Law 6 - Cost Optimization is Incremental

  • The pursuit of cost efficiency is an ongoing journey.

    • Even after deployment, we must revisit systems to incrementally improve optimization.

    • The key is continually questioning and diving deeper.

    • Programming languages provide profiling tools to analyze code performance, and while these require setup and expertise, they enable granular analyses that can lead to changes that shave milliseconds.

    • What may seem like small optimizations accumulate into large savings at scale.

  • In operations, most time is spent running existing systems.

    • There are opportunities to profile resource usage and identify waste reduction.

    • At Amazon, we continuously monitor services in production to understand patterns and trim inefficiencies.

    • Frugality takes persistence – by incrementally reducing latencies and infrastructure costs, we can optimize the cost to serve.

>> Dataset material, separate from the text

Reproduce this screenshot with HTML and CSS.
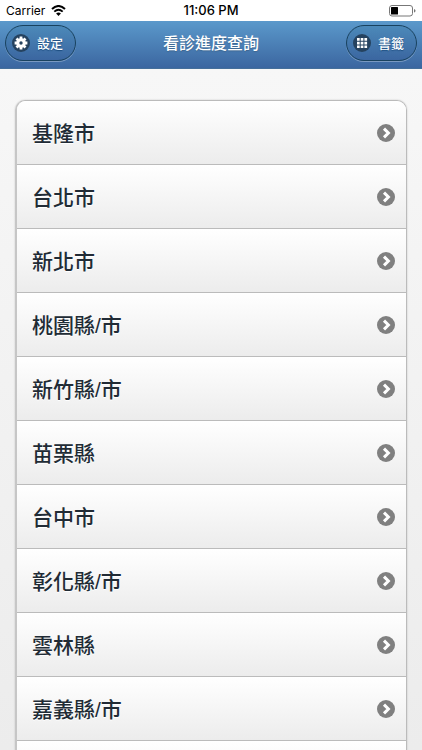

  • There is always room for improvement… if we keep looking.

    • The savings we reap today fund innovation for tomorrow.

Law 7 - Unchallenged Success Leads to Assumptions

  • When software teams achieve significant success without facing major failures or roadblocks, complacency can set in.

    • There is a dangerous tendency to become overconfident in the methods, tools, and practices that led to those wins.

  • Software teams often fall into the trap of assuming their current technologies, architectures, or languages will always be the best choice, simply because they have worked in the past.

    • This can create a false sense of security that discourages questioning the status quo or exploring new options which could be more efficient, cost-effective, or scalable.

  • You see this frequently when it comes to programming languages.

    • “We’re a Java shop” is a phrase I’ve heard too often – and it can stifle innovation.

    • Unchallenged success breeds complacency through assumptions.

    • We must always look for ways to question, optimize and improve.

  • As Grace Hopper famously stated, one of the most dangerous phrases in the English language is: “We’ve always done it this way.”